Dava, TTK"nın 52. maddesi uyarınca davacının ticaret unvanına tecavüzün tespiti ve sonuçlarının ortadan kaldırılması istemine ilişkindir
TTK"nın 52. maddesinde “Ticaret unvanının, ticari dürüstlüğe aykırı biçimde bir başkası tarafından kullanılması hâlinde hak sahibi, bunun tespitini, yasaklanmasını; haksız kullanılan ticaret unvanı tescil edilmişse kanuna uygun bir şekilde değiştirilmesini veya silinmesini, tecavüzün sonucu olan maddi durumun ortadan kaldırılmasını, gereğinde araçların ve ilgili malların imhasını ve zarar varsa, kusurun ağırlığına göre maddi ve manevi tazminat isteyebilir. Maddi tazminat olarak mahkeme, tecavüz sonucunda mütecavizin elde etmesi mümkün görülen menfaatinin karşılığına da hükmedebilir.” şeklinde düzenlemeye yer verilmiştir.

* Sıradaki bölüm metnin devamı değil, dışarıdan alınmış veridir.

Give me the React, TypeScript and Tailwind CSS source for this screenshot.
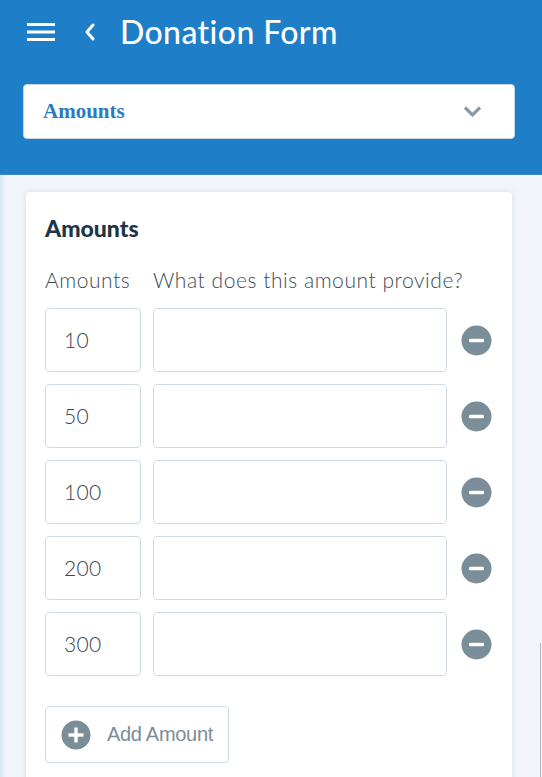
import React from "react";

const rows = ["10", "50", "100", "200", "300"];

function MinusIcon() {
  return (
    <svg width="31" height="31" viewBox="0 0 31 31">
      <circle cx="15.5" cy="15.5" r="15" fill="#7b8d99" />
      <rect x="8" y="13.7" width="15" height="3.6" rx="1.4" fill="#fff" />
    </svg>
  );
}

export default function App() {
  return (
    <div className="w-[542px] h-[777px] overflow-hidden bg-[#f2f6fa] relative" style={{ fontFamily: "Lato, 'Open Sans', sans-serif" }}>
      <div className="absolute left-0 top-[175px] bottom-0 w-[6px] bg-gradient-to-r from-[#dce8f4] to-[#f2f6fa]"></div>
      <div className="absolute right-[1px] top-[643px] bottom-0 w-[1px] bg-[#b0b4b8]"></div>
      <div className="bg-[#1f7ec8] h-[175px] pl-[23px] pr-[27px] pt-[12px] border-b border-[#3a8ccb]">
        <div className="flex items-center h-[40px]">
          <svg width="30" height="20" viewBox="0 0 30 20" className="ml-[4px]">
            <rect x="0" y="1" width="28" height="3" fill="#fff" />
            <rect x="0" y="8.5" width="28" height="3" fill="#fff" />
            <rect x="0" y="16" width="28" height="3" fill="#fff" />
          </svg>
          <svg width="14" height="20" viewBox="0 0 14 20" className="ml-[26px]">
            <path d="M10 3 L4 10 L10 17" stroke="#fff" strokeWidth="3" fill="none" strokeLinecap="round" strokeLinejoin="round" />
          </svg>
          <div className="ml-[23px] text-white text-[32px] font-medium leading-none tracking-[0.4px]">Donation Form</div>
        </div>
        <div className="mt-[32px] h-[55px] bg-white rounded-[4px] border border-[#c9d6e0] flex items-center justify-between pl-[19px] pr-[32px]">
          <span className="text-[#2a7bc0] font-bold text-[21px]" style={{ fontFamily: "'Liberation Serif', serif" }}>Amounts</span>
          <svg width="19" height="13" viewBox="0 0 19 13">
            <path d="M2 2.5 L9.5 10 L17 2.5" stroke="#8a9aa6" strokeWidth="3.2" fill="none" />
          </svg>
        </div>
      </div>
      <div className="pl-[26px] pr-[30px] pt-[17px]">
        <div className="bg-white rounded-[4px] shadow-[0_0_6px_rgba(120,150,180,0.25)] px-[19px] pt-[22px] pb-[20px] min-h-[620px]">
          <div className="text-[#1d3545] font-black text-[23px] leading-[28px]">Amounts</div>
          <div className="flex mt-[25px] text-[#3a4c58] text-[21px] font-light tracking-[0.55px] leading-[26px]">
            <div className="w-[108px]">Amounts</div>
            <div>What does this amount provide?</div>
          </div>
          <div className="mt-[15px] flex flex-col gap-[12px]">
            {rows.map((r) => (
              <div key={r} className="flex items-center">
                <div className="w-[96px] h-[64px] border border-[#cfdbe3] rounded-[4px] flex items-center pl-[18px] text-[21px] font-light tracking-[0.3px] text-[#33454f]">{r}</div>
                <div className="ml-[12px] w-[294px] h-[64px] border border-[#cfdbe3] rounded-[4px]"></div>
                <div className="ml-[14px]"><MinusIcon /></div>
              </div>
            ))}
          </div>
          <div className="mt-[30px] w-[184px] h-[57px] border border-[#cfdbe3] rounded-[4px] flex items-center pl-[15px]">
            <svg width="30" height="30" viewBox="0 0 30 30">
              <circle cx="15" cy="15" r="14.5" fill="#7b8d99" />
              <rect x="7.5" y="13.3" width="15" height="3.4" fill="#fff" />
              <rect x="13.3" y="7.5" width="3.4" height="15" fill="#fff" />
            </svg>
            <span className="ml-[16px] text-[#7b8d99] text-[20px] tracking-[-0.3px] leading-none -mt-[2px]" style={{ fontFamily: "'Liberation Sans', Arial, sans-serif" }}>Add Amount</span>
          </div>
        </div>
      </div>
    </div>
  );
}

Somut olayda davacı vekili, daha öncesinde davacı ve davalı şirketin ortaklarının aynı kişiler olduğunu, şirket ortakları arasında imzalanan 31.10.2010 tarihli protokol uyarınca ortaklık ilişkisinin sonlandırılarak her iki şirketin ortaklar arasında paylaşıldığını, bahsi geçen protokol hükümleri uyarınca M.. Ş.."nin unvanı, isim hakkı ve hisselerinin protokolde .... Grubu olarak adlandırılan A.... Ç..... ve P.... Ç...."ya, ortaklık ilişkisi bulunan davalı şirketin ise diğer ortak S.... Y....."a devredildiğini, davalı şirketin bir yıl süreyle .... ibaresini ticaret unvanında kullanabileceğinin protokolde öngörülmesine karşın davalı şirket tarafından öngörülen süre sonrasında da .... ibaresinin ticaret unvanında kullanıldığını, bu durumun müvekkilinin ticaret unvanına tecavüz teşkil ettiğini ileri sürerek davalının ticaret unvanında yer alan ..... ibaresinin terkinine karar verilmesini talep etmiştir. Olayları açıklamak taraflara hukuki nitelendirme hakime aittir. Dava dilekçesinde dayanılan vakıalar uyarınca davanın yukarıda bahsi geçen TTK"nın 52. maddesine dayalı olarak açıldığı anlaşılmaktadır. Her ne kadar dayanılan vakıalar uyarınca davalının ..... ibaresini ticaret unvanında kullanması aynı zamanda haksız rekabete sebebiyet verdiği düşünülse de kullanım devam ettiği sürece haksız rekabete ilişkin zamanaşımı süresinin işleyeceğinden söz edilemez. Bu durum karşısında mahkemece davanın TTK"nın 52. maddesi uyarınca unvan terkini istemiyle açıldığı, davanın haksız rekabet hükümleri uyarınca açıldığının kabulü halinde dahi davalı tarafından kullanımın sürdürülmesi nedeniyle zamanaşımı süresinin işlemeyeceği gözetilmeksizin hatalı hukuki nitelendirme ve yazılı gerekçeyle davanın reddine karar verilmesi doğru olmamış, bozmayı gerektirmiştir.
SONUÇ:Yukarıda açıklanan nedenlerle, davacı vekilinin temyiz itirazlarının kabulüyle kararın davacı yararına BOZULMASINA, ödediği temyiz peşin harcın isteği halinde temyiz edene iadesine, 09/05/2016 tarihinde oybirliğiyle karar verildi.